- Arnold Schwarzenegger told Business Insider the only way he could prove to Hollywood that he could do comedy was to not take a salary on the 1988 movie “Twins.”
- It went on to be the first movie of his career to make $US100 million domestically.
- Schwarzenegger’s love for lighthearted material is one of the reasons he’s involved in “Stan Lee’s Superhero Kindergarten,” Lee’s final project he created before his death last year.
- Visit Business Insider’s homepage for more stories.
By the late 1980s, Arnold Schwarzenegger had solidified himself as one of the biggest action stars in Hollywood with movies like “Conan the Barbarian,” “The Terminator,” “Commando,” “Predator,” and “The Running Man.” But it was his first crack at comedy with 1988’s “Twins” that scored him his first $US100 million movie at the US box office.
And he didn’t take a salary so he could be in it.
While promoting the announcement of his next starring effort – voicing the lead in the animated series “Stan Lee’s Superhero Kindergarten,” Lee’s final project he created before his death last year and Schwarzenegger’s first time starring in an animated show – the actor recalled how difficult it was to persuade Hollywood to let him do anything other than action movies when he was becoming a superstar.

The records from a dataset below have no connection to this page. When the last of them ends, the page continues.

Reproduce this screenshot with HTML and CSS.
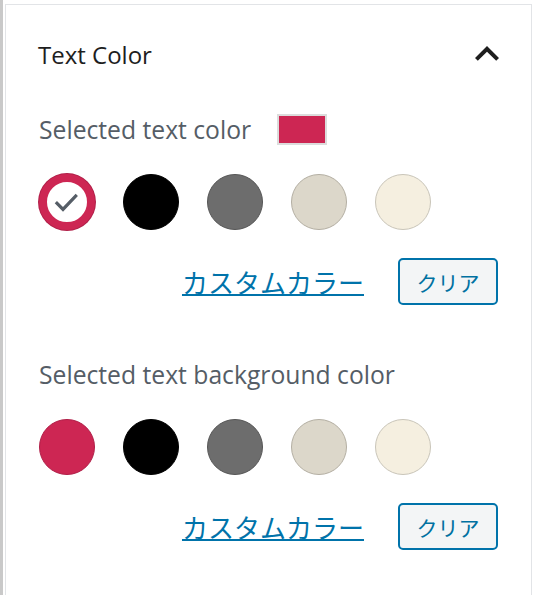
FILE: index.html
```html
<!DOCTYPE html>
<html lang="ja">
  <head>
    <meta charset="UTF-8" />
    <meta name="viewport" content="width=device-width, initial-scale=1.0" />
    <title>Text Color</title>
    <link rel="stylesheet" href="styles.css">
  </head>
  <body>
    <div class="edge"></div>
    <div class="panel">
      <div class="panel-header">
        <h2>Text Color</h2>
        <svg class="chevron" width="48" height="48" viewBox="0 0 24 24">
          <path d="M12 8l-6 6 1.41 1.41L12 10.83l4.59 4.58L18 14z" fill="#1e1e1e" />
        </svg>
      </div>

      <div class="setting">
        <div class="label-row">
          <span class="label">Selected text color</span>
          <span class="current"></span>
        </div>
        <div class="swatches">
          <button class="swatch red selected">
            <svg width="32" height="32" viewBox="0 0 24 24">
              <path d="M9 18.6L3.5 13l1-1L9 16.4l9.5-9.9 1 1z" fill="#555d66" stroke="#555d66" stroke-width="1" />
            </svg>
          </button>
          <button class="swatch black"></button>
          <button class="swatch gray"></button>
          <button class="swatch beige"></button>
          <button class="swatch cream"></button>
        </div>
        <div class="actions">
          <a href="#" class="custom">カスタムカラー</a>
          <button class="clear">クリア</button>
        </div>
      </div>

      <div class="setting second">
        <div class="label-row">
          <span class="label">Selected text background color</span>
        </div>
        <div class="swatches">
          <button class="swatch red"></button>
          <button class="swatch black"></button>
          <button class="swatch gray"></button>
          <button class="swatch beige"></button>
          <button class="swatch cream"></button>
        </div>
        <div class="actions">
          <a href="#" class="custom">カスタムカラー</a>
          <button class="clear">クリア</button>
        </div>
      </div>
    </div>
  </body>
</html>
```

FILE: styles.css
```css
* {
  margin: 0;
  padding: 0;
  box-sizing: border-box;
}
body {
  height: 595px;
  overflow: hidden;
  background-color: white;
  display: flex;
  font-family: "Open Sans", "Noto Sans", sans-serif;
}
.edge {
  width: 3px;
  background-color: #c9c9c9;
  flex-shrink: 0;
}
.panel {
  margin-top: 4px;
  margin-left: 2px;
  width: 527px;
  border-left: 1px solid #e2e4e7;
  border-top: 1px solid #e2e4e7;
  border-right: 1px solid #e2e4e7;
}
.panel-header {
  height: 98px;
  display: flex;
  justify-content: space-between;
  align-items: center;
  padding: 0 20px 0 32px;
}
.panel-header h2 {
  font-size: 24px;
  font-weight: 500;
  color: #1e1e1e;
}
.setting {
  padding: 11px 33px 0 33px;
}
.setting.second {
  padding-top: 54px;
}
.label-row {
  display: flex;
  align-items: center;
  gap: 26px;
  height: 31px;
}
.label {
  font-size: 24.7px;
  color: #555d66;
}
.current {
  width: 50px;
  height: 31px;
  background-color: #cd2653;
  border: 2px solid #dcdcdc;
}
.swatches {
  display: flex;
  gap: 28px;
  margin-top: 29px;
}
.swatch {
  width: 56px;
  height: 56px;
  border-radius: 50%;
  border: 1px solid;
  display: flex;
  justify-content: center;
  align-items: center;
}
.red {
  background-color: #cd2653;
  border-color: #b01f48;
}
.red.selected {
  background-color: white;
  border: 8px solid #cd2653;
  box-shadow: 0 0 0 1px #b01f48;
}
.black {
  background-color: #000000;
  border-color: #000000;
}
.gray {
  background-color: #6d6d6d;
  border-color: #565656;
}
.beige {
  background-color: #dcd7ca;
  border-color: #b4afa3;
}
.cream {
  background-color: #f5efe0;
  border-color: #c9c5b9;
}
.actions {
  display: flex;
  justify-content: flex-end;
  align-items: center;
  gap: 34px;
  margin-top: 28px;
}
.custom {
  font-family: "Noto Sans CJK JP", sans-serif;
  font-size: 26px;
  line-height: 30px;
  color: #0073aa;
  text-decoration: underline;
  text-decoration-thickness: 2px;
}
.clear {
  width: 100px;
  height: 47px;
  border: 2px solid #0073aa;
  border-radius: 5px;
  background-color: #f3f5f6;
  color: #0071a1;
  font-family: "Noto Sans CJK JP", sans-serif;
  font-size: 21px;
}
```
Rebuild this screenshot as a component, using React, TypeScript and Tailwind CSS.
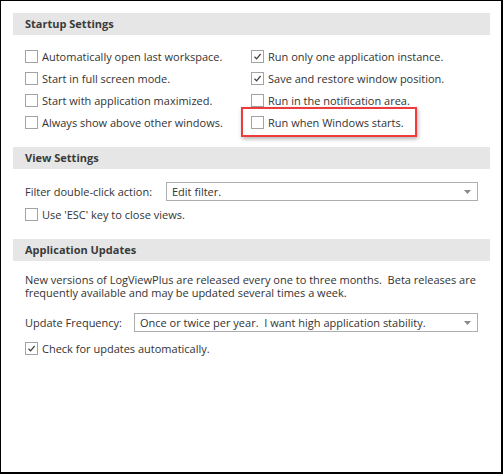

“They were like, ‘No, we know we are going to make money with you if you do action movies,'” he told Business Insider.
So Schwarzenegger decided to take a drastic step.
“Literally for ‘Twins’ I took no salary – I just wanted to give it a shot,” he said, talking about the classic comedy in which he and Danny DeVito play twins separated at birth who reunite as adults, both living very different lives. “And it just happened to be my first movie to make $US100 million domestic. So they realised that it works, Schwarzenegger can cross over.”
It’s likely Schwarzenegger had a back-end deal on the movie, so he probably made out well despite passing on a salary. (“Twins” made $US111.9 million domestically, which in today’s ticket sales would be about $US250 million.) And the success led to him make “Kindergarten Cop,” which also became a comedy classic, two years later.
Though some comedies Schwarzenegger made after, like “Jingle All the Way” and “Junior,” were not as well received, he said he never lost interest in doing lighthearted fare, and that led to him and Lee teaming up.
“We would get together every so often and talk about ideas and projects,” Schwarzenegger said. “And he asked me, ‘What is your ultimate dream project?’ And I said beside doing more ‘Conan’ and ‘Terminator’ movies, the movie that I always wanted to do a sequel of was ‘Kindergarten Cop.’ And he said that he loved that movie. I told him I would love to do more shows for the kids.”
“Superhero Kindergarten” is what came out of those talks. Schwarzenegger will play a former superhero named Arnold Armstrong who is now a kindergarten teacher tasked with teaching kids with newly discovered superpowers how to use them for good.
“Superhero Kindergarten” currently doesn’t have an air date.